While you’re in Quilpie, visit the airport to find out about pilot Amy Johnson’s connection with the town, and check out the Powerhouse Museum. There’s a free town bus tour that runs bi-weekly. We also visited the iconic St Finbarr’s Church, where you will see the magnificent boulder opal lectern, font and alter. There are also stained glass windows donated by Bill and Mary Durack, who is the author of Kings in Grass Castles.


From Quilpie, it’s about 106km west to Eromanga, which is famous for being the furthest town in Australia from the sea. Most of the road is single lane bitumen with several overtaking lanes, and we saw very little traffic and only two cattle trucks. On the way, you see hectares of dead gidyea trees on the left, which we were told were killed by a locust plague. Closer to Eromanga, we saw our first oil well.

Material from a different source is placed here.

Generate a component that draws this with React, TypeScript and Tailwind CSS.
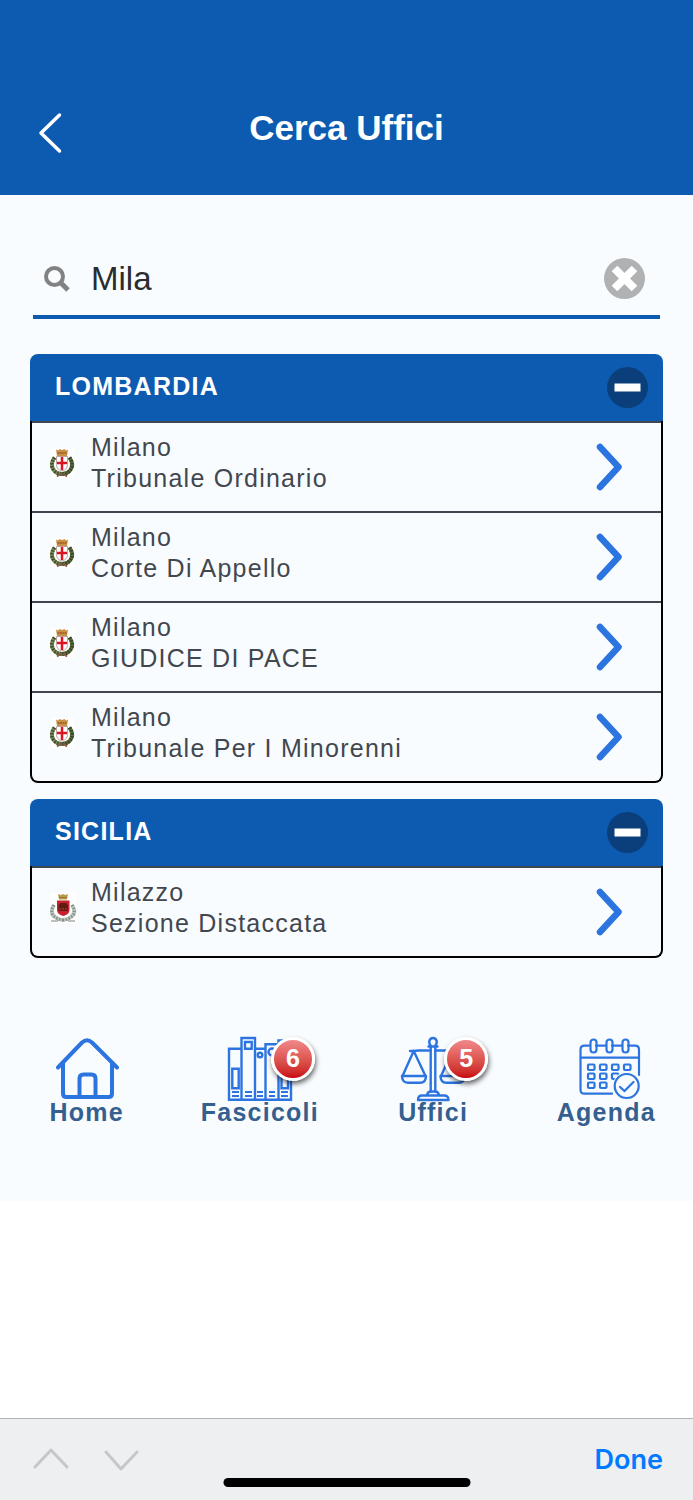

The small caravan park is at the rear of the motel, which sells meals in a cafe. There are about eight powered sites, arranged around two power boxes, with a couple of trees giving good shade. The water quality was surprisingly good and the amenities were what we expected for an outback area.

There is a lot of history to the old Royal Hotel, built in 1885, and you can read this on the bar wall.

A local in the pub told us about some old, unmarked Aboriginal wells about 6km south of town, which we went to take a look at. We thought these were better preserved than the ones near Jundah.

There are still many boulder opal mines in the area and when you visit Opalopolis Park next to the museum you will find a mural that shows the roads, Cobb and Co routes, opal mines, native wells and oil wells in the area. The park also contains a mining memorial inlaid with opal, and barbecues and picnic tables.

The Eromanga Living History Centre museum is a must see. As well as many objects of interest and historic photos, there is an excellent short video made by locals describing the history of Eromanga. The key is kept at the pub.

In 2004, a dinosaur bone fossil was found near Eromanga. Further excavation uncovered more fossils of what is the largest known dinosaur to have lived in Australia, named ‘Cooper’, after the area where it was discovered. It was estimated to be around 26m-long and lived around 98 million years ago. Eromanga is a very rich dinosaur fossil area, and there are many sites listed for excavation. You can see the fossils on a property near Eromanga where palaeontologists are working on their finds.


The next stage of our journey, also on mostly single lane roads, took us around 180km to Noccundra. About half-way along, after traversing flat, parched country with little vegetation, the country begins to change and becomes undulating, with stunted mulga and saltbush. We saw a large number of wedge-tailed eagles, and at one stage we saw two wedge-tails, several crows and a feral cat, all eating from the same large dead ‘roo. There were also brolgas, emus, galahs and falcons.

We decided to have dinner in the dining room of the pub, where we could absorb the atmosphere of days long ago when the Cobb and Co coaches stopped there. Built in 1882, a feature of this hotel is the low doorways which we were told were built that way to stop stockman riding their horses in. The Noccundra Hotel claims to be the second oldest hotel in Queensland to have been continuously licensed since being built, and you can admire the large sandstone blocks used in construction, brought up by camel train from New South Wales.

This is a special spot for us and it contains a lot of history, a great iconic pub, and a wonderful peaceful camping area that is accessible to a standard car and caravan. Just take care when passing other vehicles, although we saw very little traffic on this whole trip.


  • A pleasant outback trip, all on sealed roads
  • Opal fossicking  
  • Fishing for yellow belly and yabbies
  • Historic pubs

Fast facts

Getting there

Quilpie is 950km west of Brisbane. From Quilpie, it’s 106km west to Eromanga and, from there, it’s a further 180km south to Noccundra.


  • Stop for a meal at one of the historic pubs and learn about the history of the area from the locals.
  • Do some opal fossicking at the public fossicking area in Quilpie.
  • Explore the riverside walks, fish in the river and spot some of the many native animals, birds and flora.